Сторонникам миметических изображений Симеон напоминает средневековую теорию символизма, восходящую еще к автору «Ареопагитик». Божество, пишет он, можно изображать не только в тех образах, в которых оно кому–то являлось в мире, но и в символических, знаменующих какое–либо его свойство. В качестве таких символов могут выступать даже неодушевленные предметы, которые «по естеству» хотя и хуже живых существ, но в символическом плане («по знаменованию») ничем им не уступают. Совершенно в духе «Ареопагитик» Симеон заключает: «<…> и худая вещь изящнейшая знаменовати может»[171].

Жесткая установка на «живоподобие» в церковной живописи, как проницательно заметил Симеон Полоцкий, таила в себе опасность иконоборчества, которое не преминуло появиться в России уже в 20–е годы 18–го столетия. Оно носило, видимо, столь серьезный характер, что правительству пришлось прибегнуть к крайним мерам — «один из иконоборцев, Иваппсо Красный, был сожжен в Петербурге на площади»[172].

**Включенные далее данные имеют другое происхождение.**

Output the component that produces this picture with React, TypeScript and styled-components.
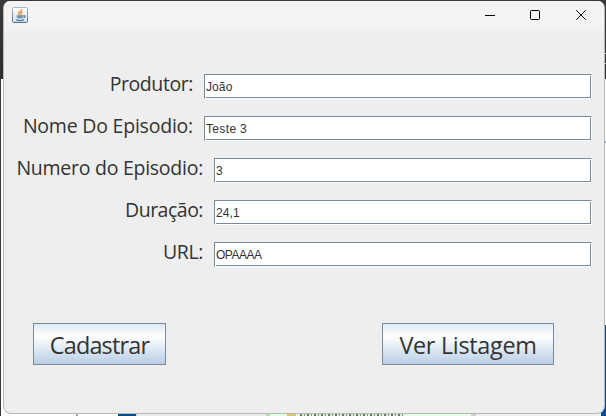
import React from "react";
import styled, { createGlobalStyle } from "styled-components";

const GlobalStyle = createGlobalStyle`
  html, body { margin: 0; overflow: hidden; }
  * { box-sizing: border-box; }
`;

/* Slivers of the windows behind show around the dialog edges. */
const Desktop = styled.div`
  width: 606px;
  height: 416px;
  padding: 1px 1px 2px 3px;
  background:
    linear-gradient(#d8d8d8, #d8d8d8) 604px 53px / 2px 1px no-repeat,
    linear-gradient(#d8d8d8, #d8d8d8) 604px 63px / 2px 1px no-repeat,
    linear-gradient(#8ba0b4, #8ba0b4) 604px 141px / 2px 2px no-repeat,
    linear-gradient(#3c3939, #2d2d2d) 0 0 / 606px 79px no-repeat,
    linear-gradient(#383636, #383636) 0 79px / 1px 337px no-repeat,
    linear-gradient(#064a8b, #064a8b) 601px 325px / 5px 91px no-repeat,
    repeating-linear-gradient(90deg, #67726a 0 2px, #d9ecd5 2px 4px, #8a927c 4px 5px, #dff3da 5px 7px) 300px 414px / 105px 2px no-repeat,
    linear-gradient(90deg, transparent 76px, #9ba9b6 76px 78px, transparent 78px 118px, #064a8b 118px 136px, #c8d4e0 136px 137px, #ececec 137px 266px, #b0dfa7 266px 270px, #e4ffe2 270px 287px, #d9c67c 287px 296px, #e4ffe2 296px 471px, #d0d0d0 471px 476px, #efefef 476px 601px, transparent 601px) 0 413px / 606px 3px no-repeat,
    #fff;
`;

const Window = styled.main`
  height: 413px;
  display: flex;
  flex-direction: column;
  overflow: hidden;
  background: #eee;
  border: 1px solid #b7b7b7;
  border-top: 0;
  border-radius: 7px 7px 8px 8px;
`;

const TitleBar = styled.header`
  flex: 0 0 30px;
  display: flex;
  align-items: center;
  justify-content: space-between;
  padding: 0 0 2px 8px;
  background: #f3f3f3;
`;

const WindowControls = styled.div`
  display: flex;
`;

const ControlButton = styled.button`
  width: 46px;
  height: 28px;
  padding: 0;
  border: 0;
  display: grid;
  place-items: center;
  background: transparent;

  &:first-child { width: 44px; }
`;

const Form = styled.form`
  display: flex;
  flex-direction: column;
  gap: 17px;
  padding: 43px 12px 0 0;
`;

const Row = styled.label<{ $labelWidth: number }>`
  display: grid;
  grid-template-columns: ${(p) => p.$labelWidth}px 1fr;
  column-gap: 11px;
  height: 25px;
`;

const Caption = styled.span<{ $spacing: number }>`
  justify-self: end;
  white-space: nowrap;
  font: 19.5px/20px "Open Sans", "Noto Sans", sans-serif;
  letter-spacing: ${(p) => p.$spacing}px;
  color: #333;
`;

const FieldFrame = styled.span`
  display: flex;
  padding: 1px 0 0 1px;
  background: #fff;
  border: 1px solid #7a8a99;
  border-right-color: #fff;
  border-bottom-color: #fff;
`;

const FieldInput = styled.input<{ $spacing: number }>`
  width: 100%;
  height: 22px;
  padding: 1px 0 0;
  border: solid #7a8a99;
  border-width: 0 1px 1px 0;
  border-radius: 0;
  outline: 0;
  background: #fff;
  color: #333;
  font: 12px "Liberation Sans", Arial, sans-serif;
  letter-spacing: ${(p) => p.$spacing}px;
`;

const Actions = styled.footer`
  display: flex;
  justify-content: space-between;
  padding: 56px 50px 0 29px;
`;

const ActionButton = styled.button<{ $width: number; $spacing: number }>`
  width: ${(p) => p.$width}px;
  height: 42px;
  padding: 1px 0 0;
  border: 1px solid #7a8a99;
  border-radius: 0;
  background: linear-gradient(#dde8f3 0%, #fff 30%, #b8cfe5 100%);
  color: #333;
  font: 23.4px/30px "Open Sans", "Noto Sans", sans-serif;
  letter-spacing: ${(p) => p.$spacing}px;
  white-space: nowrap;
`;

const JavaIcon = () => (
  <svg width="16" height="16" viewBox="0 0 16 16">
    <defs>
      <linearGradient id="plate" x2="0" y2="1">
        <stop stopColor="#fff" />
        <stop offset="1" stopColor="#d3dde5" />
      </linearGradient>
      <linearGradient id="rim" x2="0" y2="1">
        <stop stopColor="#a9bac8" />
        <stop offset="1" stopColor="#4d738f" />
      </linearGradient>
    </defs>
    <rect x=".5" y=".5" width="15" height="15" rx="1" fill="url(#plate)" stroke="url(#rim)" />
    <path d="M10 2.2C9.8 4 6.2 4.5 6.5 6.4c.1.9.9 1.2 1 2M10.6 4.7c-2 .8-2.3 1.4-1.6 2.3.3.5-.1 1-.5 1.4" fill="none" stroke="#ee8424" strokeWidth="1.2" />
    <path d="M4.5 9.1h6.8M5.2 10.8h5.5M4 12.8c2 .8 6 .8 8 0M11.3 8.8c2.4-.5 2.3 1.4.2 2" fill="none" stroke="#4a7897" strokeWidth="1.1" />
  </svg>
);

const MinimizeIcon = () => (
  <svg width="10" height="10" viewBox="0 0 10 10"><path d="M0 5.5h10" stroke="#000" /></svg>
);
const MaximizeIcon = () => (
  <svg width="10" height="10" viewBox="0 0 10 10"><rect x=".5" y=".5" width="9" height="9" rx="1" fill="none" stroke="#000" /></svg>
);
const CloseIcon = () => (
  <svg width="10" height="10" viewBox="0 0 10 10"><path d="M.2.2l9.6 9.6M9.8.2L.2 9.8" stroke="#000" /></svg>
);

const fields = [
  { label: "Produtor:", value: "João", labelWidth: 189, spacing: -0.42, valueSpacing: 0.1 },
  { label: "Nome Do Episodio:", value: "Teste 3", labelWidth: 189, spacing: -0.22, valueSpacing: 0.35 },
  { label: "Numero do Episodio:", value: "3", labelWidth: 199, spacing: -0.26, valueSpacing: 0 },
  { label: "Duração:", value: "24,1", labelWidth: 199, spacing: -0.5, valueSpacing: 0.1 },
  { label: "URL:", value: "OPAAAA", labelWidth: 199, spacing: -0.4, valueSpacing: -0.5 },
];

export default function App() {
  return (
    <Desktop>
      <GlobalStyle />
      <Window>
        <TitleBar>
          <JavaIcon />
          <WindowControls>
            <ControlButton type="button"><MinimizeIcon /></ControlButton>
            <ControlButton type="button"><MaximizeIcon /></ControlButton>
            <ControlButton type="button"><CloseIcon /></ControlButton>
          </WindowControls>
        </TitleBar>
        <Form>
          {fields.map((f) => (
            <Row key={f.label} $labelWidth={f.labelWidth}>
              <Caption $spacing={f.spacing}>{f.label}</Caption>
              <FieldFrame><FieldInput defaultValue={f.value} $spacing={f.valueSpacing} /></FieldFrame>
            </Row>
          ))}
        </Form>
        <Actions>
          <ActionButton $width={133} $spacing={-0.8}>Cadastrar</ActionButton>
          <ActionButton $width={172} $spacing={-0.3}>Ver Listagem</ActionButton>
        </Actions>
      </Window>
    </Desktop>
  );
}
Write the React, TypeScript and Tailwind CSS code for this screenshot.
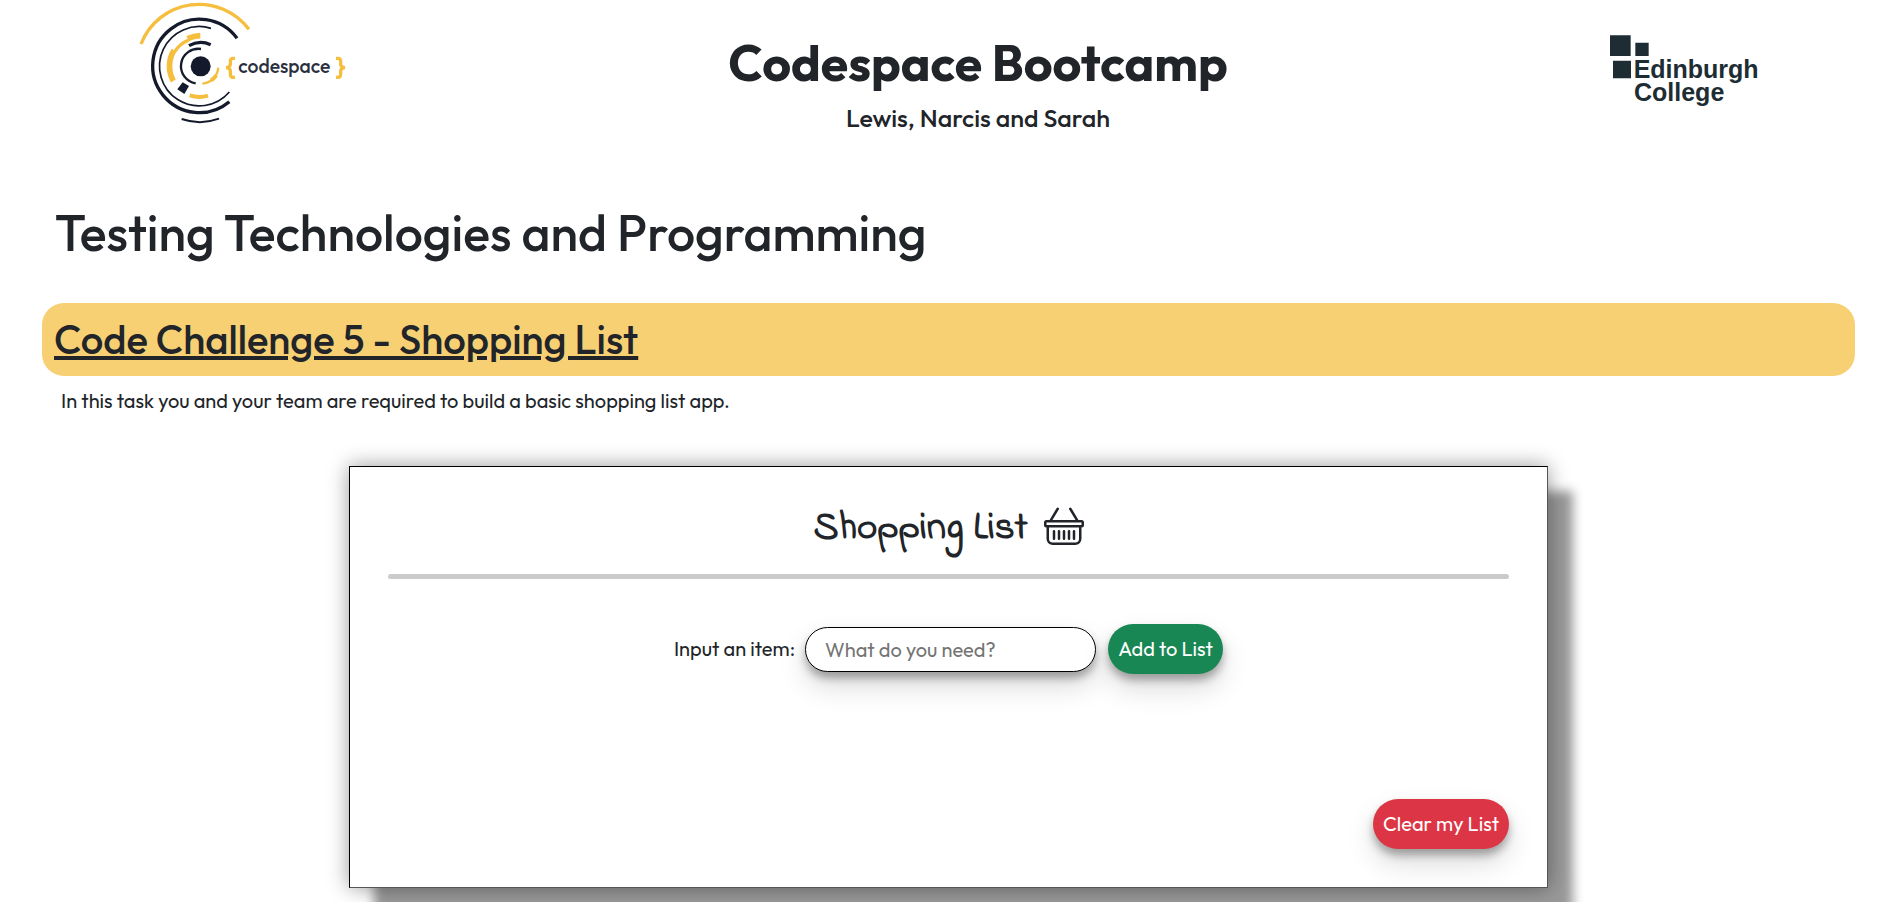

В этой ситуации защитники нового искусства применяют новую тактику. Не отрицая впрямую старых икон, они подвергают критике саму установку на традиционализм в иконописании. Постановление Стоглава по этому поводу они считают «самосмышлением», не заслуживающим уважения, «тем паче, что в оном не объяснено, на каких именно древних живописцев смотреть надлежит». Действительно, как мы помним, в означенном постановлении названо только имя Андрея Рублева, но и оно в этот период уже не было авторитетным, тем более что его оригинальная живопись была тогда скрыта под слоями более поздних записей и загрязнений.

Однако сторонники новой живописи не особенно сожалели об этом, не видели большой беды в том, что новые иконы отличались от старых. На них, мол, изображены те же святые лица, достойные почитания. А что касается новой живописной манеры, то ведь и в древних иконах она отнюдь не везде одинакова. Всмотрись в них, призывали новаторы традиционалиста, «не увидишь ли и здесь какого–нибудь в красках либо в начертании лиц и в соразмерности членов различия»[173]. Новое художественное мышление неумолимо завоевывало всё новых и новых приверженцев, несмотря на еще достаточно сильную оппозицию традиционалистов.

Итак, к концу XVII в. в сфере иконописной практики фактически сформировались новые, не средневековые принципы художественного мышления и новые эстетические идеалы. Искусство и теория искусства еще формально не вышли полностью из–под влияния Церкви, но этот процесс уже активно развивался и привел на рубеже XVII—XVIII вв. к появлению мирского (нецерковного) искусства на государственном уровне.

С другой стороны, существенно изменились эстетические идеалы и в самой православно–церковной культуре. Завершился длительный и, пожалуй, главный и высший период ее развития — средневековый, отмеченный полным господством Церкви во всех сферах культуры. Новое время, а в России и государственные реформы Петра I существенно убавили влияние церковной идеологии и религиозного сознания на многие сферы культуры. Развивающееся мирское эстетическое сознание активно влияло и на православную культуру в целом, и на церковное искусство, в частности.